Your objective:
Extract every line from the records below that contains the word "this".

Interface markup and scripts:

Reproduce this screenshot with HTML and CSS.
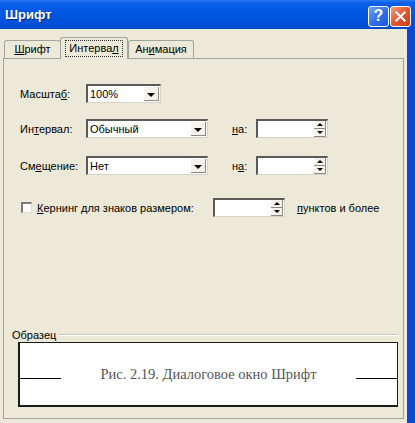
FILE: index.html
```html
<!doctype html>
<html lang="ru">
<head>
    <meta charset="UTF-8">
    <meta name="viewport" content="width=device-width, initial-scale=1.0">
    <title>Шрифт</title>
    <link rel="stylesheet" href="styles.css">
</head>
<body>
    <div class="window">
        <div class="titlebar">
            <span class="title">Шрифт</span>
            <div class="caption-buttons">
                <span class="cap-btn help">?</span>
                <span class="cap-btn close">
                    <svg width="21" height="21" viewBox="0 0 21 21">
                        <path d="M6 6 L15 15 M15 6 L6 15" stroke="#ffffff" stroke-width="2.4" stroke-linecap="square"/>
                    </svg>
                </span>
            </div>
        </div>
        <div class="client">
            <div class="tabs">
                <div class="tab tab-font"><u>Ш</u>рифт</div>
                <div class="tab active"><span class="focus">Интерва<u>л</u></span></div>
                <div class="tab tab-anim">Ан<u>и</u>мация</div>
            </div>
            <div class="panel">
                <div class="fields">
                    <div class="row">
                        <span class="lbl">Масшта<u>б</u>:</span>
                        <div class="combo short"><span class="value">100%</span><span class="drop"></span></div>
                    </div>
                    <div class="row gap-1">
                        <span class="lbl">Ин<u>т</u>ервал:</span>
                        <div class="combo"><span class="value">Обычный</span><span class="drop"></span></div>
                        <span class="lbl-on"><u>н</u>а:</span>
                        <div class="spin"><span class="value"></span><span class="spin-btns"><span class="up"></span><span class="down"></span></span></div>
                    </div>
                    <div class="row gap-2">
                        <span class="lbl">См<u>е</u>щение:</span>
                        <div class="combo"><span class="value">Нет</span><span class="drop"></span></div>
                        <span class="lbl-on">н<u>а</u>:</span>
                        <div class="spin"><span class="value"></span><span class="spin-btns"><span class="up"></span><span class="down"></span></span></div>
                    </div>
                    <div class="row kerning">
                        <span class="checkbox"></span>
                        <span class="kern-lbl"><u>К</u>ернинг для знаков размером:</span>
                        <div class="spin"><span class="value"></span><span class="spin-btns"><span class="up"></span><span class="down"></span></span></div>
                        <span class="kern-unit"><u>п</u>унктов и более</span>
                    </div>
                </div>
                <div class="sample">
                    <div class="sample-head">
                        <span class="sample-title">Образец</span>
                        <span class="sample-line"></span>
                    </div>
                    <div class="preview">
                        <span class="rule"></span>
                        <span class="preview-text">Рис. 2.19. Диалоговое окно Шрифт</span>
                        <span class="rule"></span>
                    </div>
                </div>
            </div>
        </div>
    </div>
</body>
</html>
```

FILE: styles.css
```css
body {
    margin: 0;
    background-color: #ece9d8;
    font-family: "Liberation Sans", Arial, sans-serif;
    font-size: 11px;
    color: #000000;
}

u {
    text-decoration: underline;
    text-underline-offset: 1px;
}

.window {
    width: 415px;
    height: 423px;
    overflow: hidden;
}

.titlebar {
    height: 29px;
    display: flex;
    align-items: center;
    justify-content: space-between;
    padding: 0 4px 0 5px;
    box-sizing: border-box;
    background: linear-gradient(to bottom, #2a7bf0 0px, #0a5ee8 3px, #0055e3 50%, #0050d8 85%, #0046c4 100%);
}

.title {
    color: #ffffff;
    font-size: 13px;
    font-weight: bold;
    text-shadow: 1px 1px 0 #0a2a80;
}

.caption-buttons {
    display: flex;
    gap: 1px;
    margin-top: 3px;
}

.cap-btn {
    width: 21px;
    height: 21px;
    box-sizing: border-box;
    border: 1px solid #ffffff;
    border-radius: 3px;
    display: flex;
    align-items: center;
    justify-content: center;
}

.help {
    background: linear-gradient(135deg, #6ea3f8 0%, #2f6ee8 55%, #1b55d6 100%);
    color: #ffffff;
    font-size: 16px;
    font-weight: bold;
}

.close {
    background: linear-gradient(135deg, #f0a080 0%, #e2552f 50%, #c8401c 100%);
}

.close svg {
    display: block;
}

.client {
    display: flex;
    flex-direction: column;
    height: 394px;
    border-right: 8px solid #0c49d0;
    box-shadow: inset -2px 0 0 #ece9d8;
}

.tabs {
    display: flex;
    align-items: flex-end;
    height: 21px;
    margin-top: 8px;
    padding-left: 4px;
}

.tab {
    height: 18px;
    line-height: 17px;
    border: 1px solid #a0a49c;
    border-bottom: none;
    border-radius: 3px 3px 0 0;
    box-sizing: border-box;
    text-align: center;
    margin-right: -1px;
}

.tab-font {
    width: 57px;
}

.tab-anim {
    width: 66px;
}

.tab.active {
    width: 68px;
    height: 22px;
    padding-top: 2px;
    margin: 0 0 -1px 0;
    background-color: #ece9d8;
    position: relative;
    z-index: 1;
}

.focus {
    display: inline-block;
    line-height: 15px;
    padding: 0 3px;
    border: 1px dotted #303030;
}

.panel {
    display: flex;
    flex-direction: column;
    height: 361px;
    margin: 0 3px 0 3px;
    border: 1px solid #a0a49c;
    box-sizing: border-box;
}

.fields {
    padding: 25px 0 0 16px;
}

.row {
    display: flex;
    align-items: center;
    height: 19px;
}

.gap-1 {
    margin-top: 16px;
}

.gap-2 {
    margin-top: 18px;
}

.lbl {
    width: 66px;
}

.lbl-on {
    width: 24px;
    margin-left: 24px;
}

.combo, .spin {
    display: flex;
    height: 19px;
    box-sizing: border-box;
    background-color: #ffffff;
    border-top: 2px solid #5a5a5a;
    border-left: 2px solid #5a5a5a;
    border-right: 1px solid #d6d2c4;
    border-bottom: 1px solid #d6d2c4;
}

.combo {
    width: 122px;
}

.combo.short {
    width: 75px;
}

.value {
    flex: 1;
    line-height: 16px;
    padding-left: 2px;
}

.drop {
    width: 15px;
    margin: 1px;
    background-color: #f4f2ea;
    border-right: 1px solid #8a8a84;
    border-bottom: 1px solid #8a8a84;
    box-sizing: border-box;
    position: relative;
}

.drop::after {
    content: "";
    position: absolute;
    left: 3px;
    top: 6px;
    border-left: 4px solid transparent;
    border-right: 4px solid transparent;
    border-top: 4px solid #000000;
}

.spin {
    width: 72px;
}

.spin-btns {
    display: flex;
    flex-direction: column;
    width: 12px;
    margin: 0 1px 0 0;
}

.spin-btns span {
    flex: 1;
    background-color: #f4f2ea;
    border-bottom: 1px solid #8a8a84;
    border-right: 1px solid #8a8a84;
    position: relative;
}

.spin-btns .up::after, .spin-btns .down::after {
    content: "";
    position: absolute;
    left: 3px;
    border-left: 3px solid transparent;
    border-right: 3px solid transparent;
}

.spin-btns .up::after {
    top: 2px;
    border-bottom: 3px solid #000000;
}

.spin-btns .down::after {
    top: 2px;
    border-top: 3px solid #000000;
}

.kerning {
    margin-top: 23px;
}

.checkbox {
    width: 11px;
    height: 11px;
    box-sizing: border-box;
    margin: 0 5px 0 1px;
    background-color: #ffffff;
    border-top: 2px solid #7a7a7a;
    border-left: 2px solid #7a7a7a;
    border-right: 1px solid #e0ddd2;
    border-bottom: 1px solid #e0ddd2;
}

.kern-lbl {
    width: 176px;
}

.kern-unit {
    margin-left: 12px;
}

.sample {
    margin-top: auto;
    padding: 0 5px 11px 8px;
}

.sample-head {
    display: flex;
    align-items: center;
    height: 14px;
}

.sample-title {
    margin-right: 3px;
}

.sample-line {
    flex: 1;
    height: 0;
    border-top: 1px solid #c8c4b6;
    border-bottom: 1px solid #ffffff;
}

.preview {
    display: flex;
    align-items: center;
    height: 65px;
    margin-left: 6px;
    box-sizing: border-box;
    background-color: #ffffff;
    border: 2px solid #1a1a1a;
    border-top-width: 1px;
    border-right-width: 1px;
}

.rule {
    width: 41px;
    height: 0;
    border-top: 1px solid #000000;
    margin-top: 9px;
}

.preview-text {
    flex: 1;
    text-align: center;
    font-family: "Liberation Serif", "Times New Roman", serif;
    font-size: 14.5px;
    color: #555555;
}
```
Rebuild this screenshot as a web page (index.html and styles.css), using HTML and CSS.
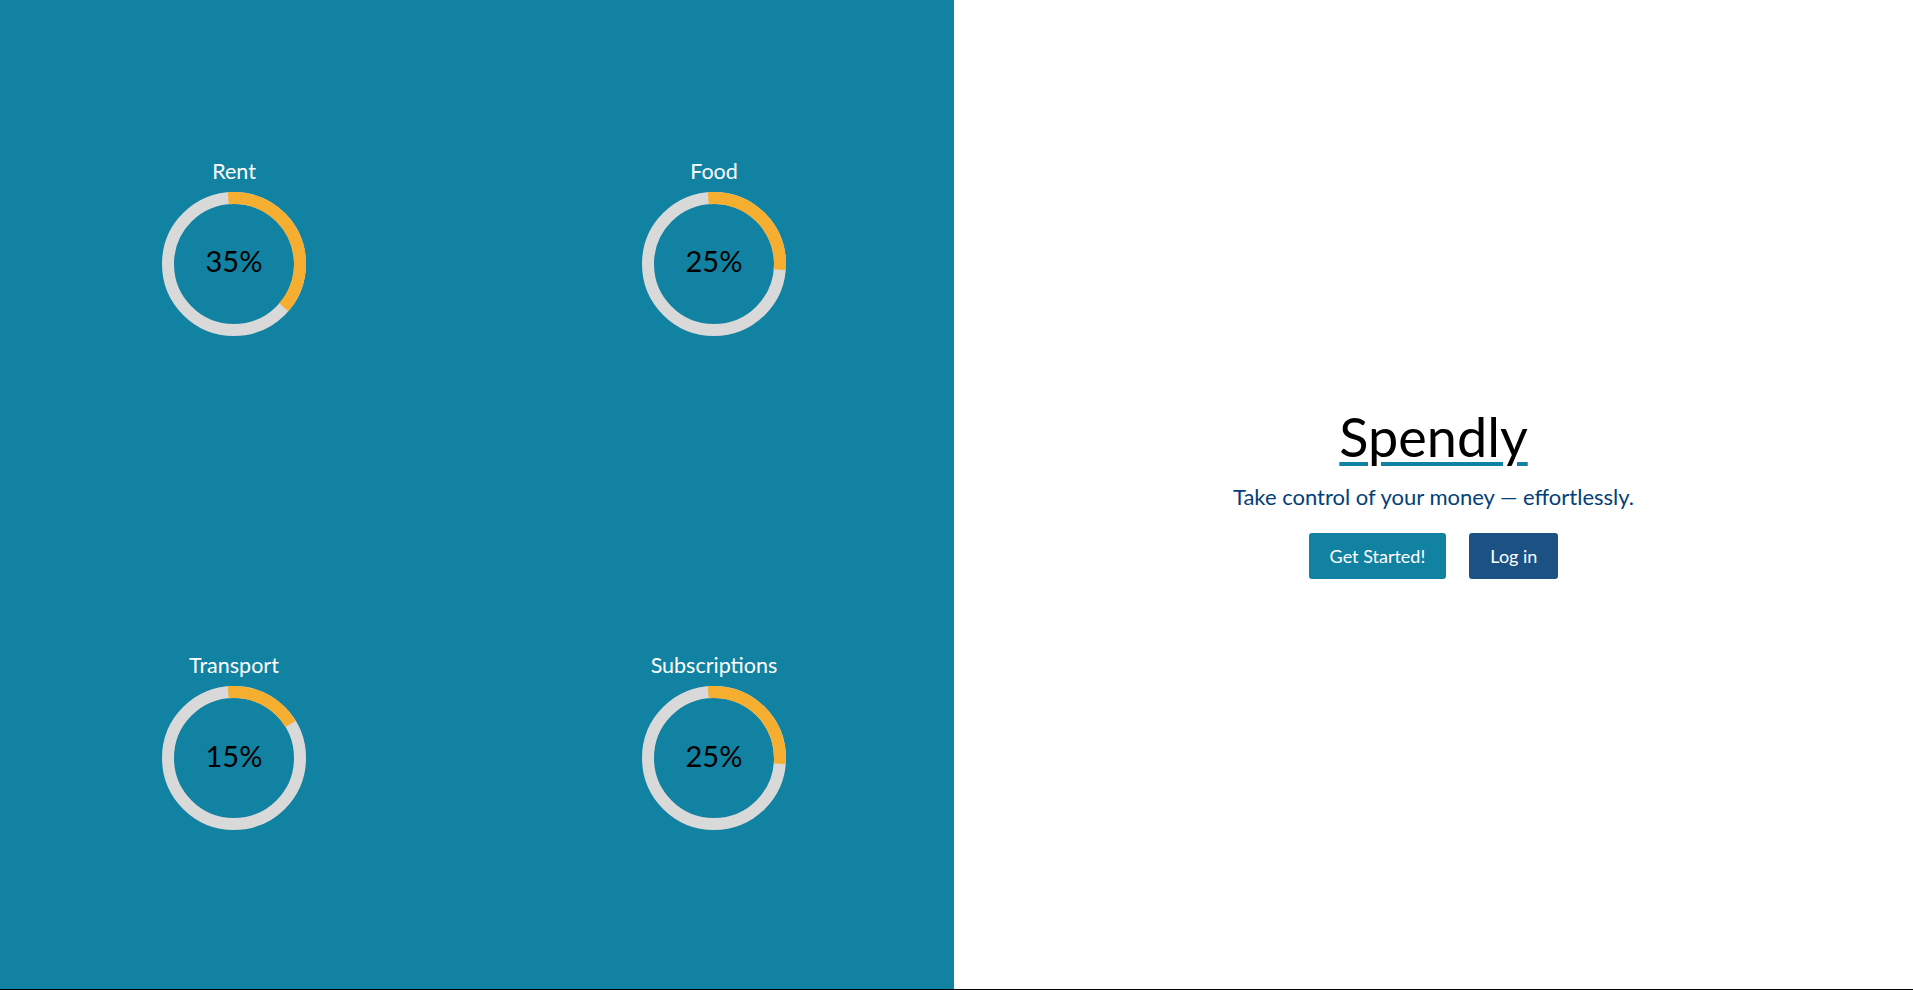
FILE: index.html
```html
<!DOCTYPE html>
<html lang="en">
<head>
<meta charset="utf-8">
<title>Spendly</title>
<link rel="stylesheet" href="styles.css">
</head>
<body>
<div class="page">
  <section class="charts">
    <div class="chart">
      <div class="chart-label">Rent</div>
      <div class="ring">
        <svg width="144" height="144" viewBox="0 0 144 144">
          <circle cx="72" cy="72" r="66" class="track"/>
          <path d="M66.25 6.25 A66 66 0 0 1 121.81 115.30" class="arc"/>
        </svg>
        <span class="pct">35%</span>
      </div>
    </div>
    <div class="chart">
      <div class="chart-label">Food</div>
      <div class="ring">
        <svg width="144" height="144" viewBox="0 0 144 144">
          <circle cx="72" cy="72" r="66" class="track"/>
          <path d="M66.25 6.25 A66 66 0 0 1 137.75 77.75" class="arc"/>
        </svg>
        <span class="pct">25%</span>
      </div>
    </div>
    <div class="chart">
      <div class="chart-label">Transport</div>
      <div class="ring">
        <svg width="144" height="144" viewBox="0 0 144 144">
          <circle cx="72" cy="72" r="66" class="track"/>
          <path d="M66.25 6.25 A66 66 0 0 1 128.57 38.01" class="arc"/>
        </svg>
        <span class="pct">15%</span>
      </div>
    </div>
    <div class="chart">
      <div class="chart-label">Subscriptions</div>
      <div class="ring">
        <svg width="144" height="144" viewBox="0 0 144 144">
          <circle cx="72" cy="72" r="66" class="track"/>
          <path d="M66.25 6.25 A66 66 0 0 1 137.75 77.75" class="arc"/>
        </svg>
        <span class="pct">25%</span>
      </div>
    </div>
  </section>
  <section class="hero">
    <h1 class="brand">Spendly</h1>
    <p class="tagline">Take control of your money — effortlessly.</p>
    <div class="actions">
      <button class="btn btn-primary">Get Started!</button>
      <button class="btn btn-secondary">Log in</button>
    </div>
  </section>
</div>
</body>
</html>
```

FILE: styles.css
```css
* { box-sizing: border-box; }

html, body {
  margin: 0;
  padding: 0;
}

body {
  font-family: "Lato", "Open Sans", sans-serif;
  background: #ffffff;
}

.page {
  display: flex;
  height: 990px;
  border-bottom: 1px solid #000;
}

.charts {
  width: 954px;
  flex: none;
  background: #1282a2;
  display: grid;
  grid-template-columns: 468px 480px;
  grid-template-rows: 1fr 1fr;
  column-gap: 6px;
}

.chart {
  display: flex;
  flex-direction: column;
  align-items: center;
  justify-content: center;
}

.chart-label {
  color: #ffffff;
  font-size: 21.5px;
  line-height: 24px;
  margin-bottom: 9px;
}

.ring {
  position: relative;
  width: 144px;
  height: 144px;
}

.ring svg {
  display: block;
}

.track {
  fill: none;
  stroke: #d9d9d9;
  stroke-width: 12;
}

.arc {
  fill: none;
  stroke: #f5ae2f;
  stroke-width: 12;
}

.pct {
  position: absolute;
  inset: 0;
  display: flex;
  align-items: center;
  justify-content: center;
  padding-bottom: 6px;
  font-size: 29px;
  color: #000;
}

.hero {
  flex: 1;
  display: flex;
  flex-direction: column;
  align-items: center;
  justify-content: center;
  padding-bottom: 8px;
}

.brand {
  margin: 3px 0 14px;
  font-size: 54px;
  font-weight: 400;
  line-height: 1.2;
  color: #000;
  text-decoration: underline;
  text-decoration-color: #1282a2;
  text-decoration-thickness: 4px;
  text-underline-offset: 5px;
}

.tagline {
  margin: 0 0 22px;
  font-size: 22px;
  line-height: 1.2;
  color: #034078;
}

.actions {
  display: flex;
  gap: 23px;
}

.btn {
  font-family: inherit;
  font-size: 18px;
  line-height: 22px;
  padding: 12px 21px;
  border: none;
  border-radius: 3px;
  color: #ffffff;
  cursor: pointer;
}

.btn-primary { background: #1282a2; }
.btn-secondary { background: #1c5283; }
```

Result:
Reproduce this screenshot with HTML and CSS.
Rebuild this screenshot as a web page (index.html and styles.css), using HTML and CSS.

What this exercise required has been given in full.